Gilbert offers specifics from the 1930s, examples when honest internalization of what Hitler was up to should have necessitated the robust response that would have thwarted him at so reduced a price: First, the remilitarization of the Rhineland in 1936, hailed risibly in a Times of London headline as "A Chance to Rebuild." Next, the annexation of Austria, "which was seen somehow as the natural evolution" even though Austria and Germany had never been one country. Then, Hitler's assertion at Munich in 1938 that he didn't want to rule Czechs even as he was seizing the Sudetenland region of Czechoslovakia, "which was disastrous for the survival of Czechoslovakia and the security, basically, of the West. He was taking this great industrial zone, these great industrial resources, and [destroying] Czechoslovakia's defenses."

But again, "people rationalized. They didn't acknowledge how far things had moved from 'A Chance to Rebuild.' Hitler was taking the territory of another country, and still was producing a reason for so doing which was accepted as plausible."

The ostensibly "alarmist" Churchill (who was to take over as prime minister in May 1940) had been warning all through this period that by the time the apologists woke up and belatedly recognized the need to "take a stand," the means to mount an effective fightback would be much reduced. And so it proved: When the bitter truth of Nazi ambition could no longer be apologized away, with the invasion of Poland in 1939, says Gilbert, "you'd lost your allies, you'd lost territory, you'd lost raw materials. You were in the weakest possible position."

...

Look at the German records, he says. Hitler's generals were saying in 1938 that if Britain and France declared war, "there's nothing we can do. We can't win.

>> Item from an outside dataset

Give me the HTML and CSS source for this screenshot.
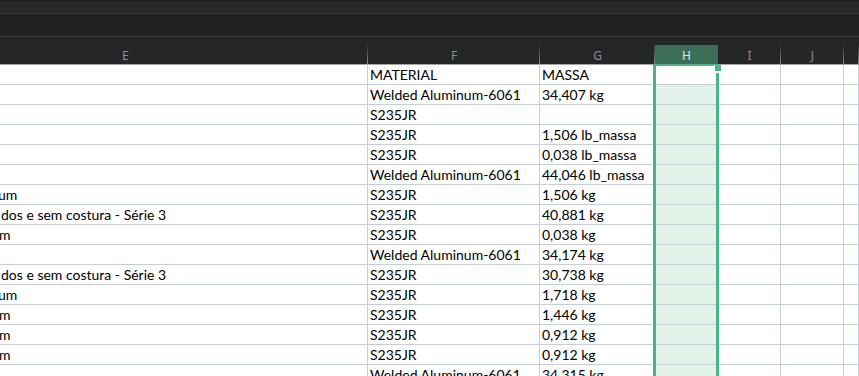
FILE: index.html
```html
<!DOCTYPE html>
<html lang="pt">
<head>
    <meta charset="UTF-8">
    <title>Planilha</title>
    <link rel="stylesheet" href="styles.css">
</head>
<body>
    <div class="ribbon"></div>
    <div class="formula-bar"></div>

    <div class="sheet">
        <div class="row heads">
            <div class="head col-e">E</div>
            <div class="head">F</div>
            <div class="head">G</div>
            <div class="head active">H</div>
            <div class="head">I</div>
            <div class="head">J</div>
            <div class="head"></div>
        </div>

        <div class="row">
            <div class="cell"></div>
            <div class="cell">MATERIAL</div>
            <div class="cell">MASSA</div>
            <div class="cell sel first"></div>
            <div class="cell"></div><div class="cell"></div><div class="cell"></div>
        </div>
        <div class="row">
            <div class="cell"></div>
            <div class="cell">Welded Aluminum-6061</div>
            <div class="cell">34,407 kg</div>
            <div class="cell sel"></div>
            <div class="cell"></div><div class="cell"></div><div class="cell"></div>
        </div>
        <div class="row">
            <div class="cell"></div>
            <div class="cell">S235JR</div>
            <div class="cell"></div>
            <div class="cell sel"></div>
            <div class="cell"></div><div class="cell"></div><div class="cell"></div>
        </div>
        <div class="row">
            <div class="cell"></div>
            <div class="cell">S235JR</div>
            <div class="cell">1,506 lb_massa</div>
            <div class="cell sel"></div>
            <div class="cell"></div><div class="cell"></div><div class="cell"></div>
        </div>
        <div class="row">
            <div class="cell"></div>
            <div class="cell">S235JR</div>
            <div class="cell">0,038 lb_massa</div>
            <div class="cell sel"></div>
            <div class="cell"></div><div class="cell"></div><div class="cell"></div>
        </div>
        <div class="row">
            <div class="cell"></div>
            <div class="cell">Welded Aluminum-6061</div>
            <div class="cell">44,046 lb_massa</div>
            <div class="cell sel"></div>
            <div class="cell"></div><div class="cell"></div><div class="cell"></div>
        </div>
        <div class="row">
            <div class="cell cut"><span class="clip">um</span></div>
            <div class="cell">S235JR</div>
            <div class="cell">1,506 kg</div>
            <div class="cell sel"></div>
            <div class="cell"></div><div class="cell"></div><div class="cell"></div>
        </div>
        <div class="row">
            <div class="cell cut"><span class="clip-d">dos e sem costura - Série 3</span></div>
            <div class="cell">S235JR</div>
            <div class="cell">40,881 kg</div>
            <div class="cell sel"></div>
            <div class="cell"></div><div class="cell"></div><div class="cell"></div>
        </div>
        <div class="row">
            <div class="cell cut"><span class="clip-m">m</span></div>
            <div class="cell">S235JR</div>
            <div class="cell">0,038 kg</div>
            <div class="cell sel"></div>
            <div class="cell"></div><div class="cell"></div><div class="cell"></div>
        </div>
        <div class="row">
            <div class="cell"></div>
            <div class="cell">Welded Aluminum-6061</div>
            <div class="cell">34,174 kg</div>
            <div class="cell sel"></div>
            <div class="cell"></div><div class="cell"></div><div class="cell"></div>
        </div>
        <div class="row">
            <div class="cell cut"><span class="clip-d">dos e sem costura - Série 3</span></div>
            <div class="cell">S235JR</div>
            <div class="cell">30,738 kg</div>
            <div class="cell sel"></div>
            <div class="cell"></div><div class="cell"></div><div class="cell"></div>
        </div>
        <div class="row">
            <div class="cell cut"><span class="clip">um</span></div>
            <div class="cell">S235JR</div>
            <div class="cell">1,718 kg</div>
            <div class="cell sel"></div>
            <div class="cell"></div><div class="cell"></div><div class="cell"></div>
        </div>
        <div class="row">
            <div class="cell cut"><span class="clip-m">m</span></div>
            <div class="cell">S235JR</div>
            <div class="cell">1,446 kg</div>
            <div class="cell sel"></div>
            <div class="cell"></div><div class="cell"></div><div class="cell"></div>
        </div>
        <div class="row">
            <div class="cell cut"><span class="clip-m">m</span></div>
            <div class="cell">S235JR</div>
            <div class="cell">0,912 kg</div>
            <div class="cell sel"></div>
            <div class="cell"></div><div class="cell"></div><div class="cell"></div>
        </div>
        <div class="row">
            <div class="cell cut"><span class="clip-m">m</span></div>
            <div class="cell">S235JR</div>
            <div class="cell">0,912 kg</div>
            <div class="cell sel"></div>
            <div class="cell"></div><div class="cell"></div><div class="cell"></div>
        </div>
        <div class="row">
            <div class="cell"></div>
            <div class="cell">Welded Aluminum-6061</div>
            <div class="cell">34,315 kg</div>
            <div class="cell sel"></div>
            <div class="cell"></div><div class="cell"></div><div class="cell"></div>
        </div>

        <div class="selection"></div>
        <div class="fill-handle"></div>
    </div>
</body>
</html>
```

FILE: styles.css
```css
:root {
    --grid: #c8cdda;
    --sel: #4cb386;
    --sel-fill: #e3f2e9;
}

body {
    margin: 0;
    overflow: hidden;
    background: #ffffff;
    font-family: Lato, "Open Sans", sans-serif;
}

.ribbon {
    height: 12px;
    background: #28292b;
    border-top: 1px solid #1c1c1d;
    border-bottom: 1px solid #3d3d3d;
}

.formula-bar {
    height: 22px;
    background: #212121;
    border-bottom: 1px solid #3d3d3d;
}

.sheet {
    position: relative;
}

.row {
    display: grid;
    grid-template-columns: 368px 172px 115px 63px 63px 63px 1fr;
    height: 20px;
}

.row.heads {
    height: 27px;
    background: #252628;
    border-bottom: 1px solid #a6a6a6;
}

.head {
    font-family: "Noto Sans", sans-serif;
    font-size: 12px;
    color: #8f8f8f;
    text-align: center;
    padding-top: 10px;
    box-sizing: border-box;
    background: linear-gradient(to bottom, rgba(150, 150, 150, 0) 25%, #8e8e8e) no-repeat right top / 1px 100%;
}

.head.col-e {
    text-align: left;
    padding-left: 122px;
}

.head.active {
    color: #dce9e1;
    background: linear-gradient(to bottom, #252628 8px, #3d6e57 8px);
}

.cell {
    box-sizing: border-box;
    border-right: 1px solid var(--grid);
    border-bottom: 1px solid var(--grid);
    font-size: 14px;
    line-height: 19px;
    color: #000;
    padding-left: 2px;
    white-space: nowrap;
    overflow: hidden;
}

.cell.cut {
    padding-left: 0;
}

.clip { margin-left: -2px; }
.clip-d { margin-left: 1px; }
.clip-m { margin-left: -1px; }

.cell.sel {
    background: var(--sel-fill);
}

.cell.sel.first {
    background: #ffffff;
}

.selection {
    position: absolute;
    left: 653px;
    top: 27px;
    width: 60px;
    height: 400px;
    border: 3px solid var(--sel);
    border-bottom: none;
    border-top-width: 2px;
}

.fill-handle {
    position: absolute;
    left: 714px;
    top: 28px;
    width: 6px;
    height: 6px;
    background: var(--sel);
    border-bottom: 2px solid #ffffff;
    border-left: 1px solid #ffffff;
}
```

We don't have the resources." In this light, the historian observes with dry understatement - implying but not verbalizing a parallel dismal procrastination in the face of evil - it would be "interesting" to hear the internal Iranian discussions today. "Essentially," he goes on, "appeasement gave the Germans time to create a war machine which was virtually impregnable," and which could not be overthrown or even seriously weakened for the first three years.

Which facilitated the Holocaust?

"Which facilitated all the evils that came with the German Nazis."
I don't really need to add anything. Read the whole thing.

1 Comments:

At 6:07 AM, Blogger NormanF said...

The parallels only go so far. For the first six years of its existence, the Nazi regime in German professed peace and co-existence with the West. Until Kristalnacht, it limited the assault on German Jews to the customary racist measures of disenfranchisement and social exclusion familiar in countries like America. As a result, people did not draw the connection between Nazi Germany's treatment of its own Jewish minority and its wider plans for establishing the rule of a master race in Europe.

In contrast, Iran openly boasts of seeking Israel's extinction. It pursues a nuclear program that has a far more sinister and deadly objection than the official one of nuclear energy for civilian needs.
The lesson has been learned to some extent and more sanctions are being imposed on Iran as a consequence of its genocidal ambitions vs the Jewish State.

If need be, military force may have used to keep Iran from getting a nuclear bomb. Above all, the larger lesson and perhaps the most obvious parallel between Nazi Germany and the Iranian Islamofascist regime is that dismissing the threat as just a "Jewish problem" keeps people from seeing that the true danger is to the entire world.

We can only pray history will not again repeat itself.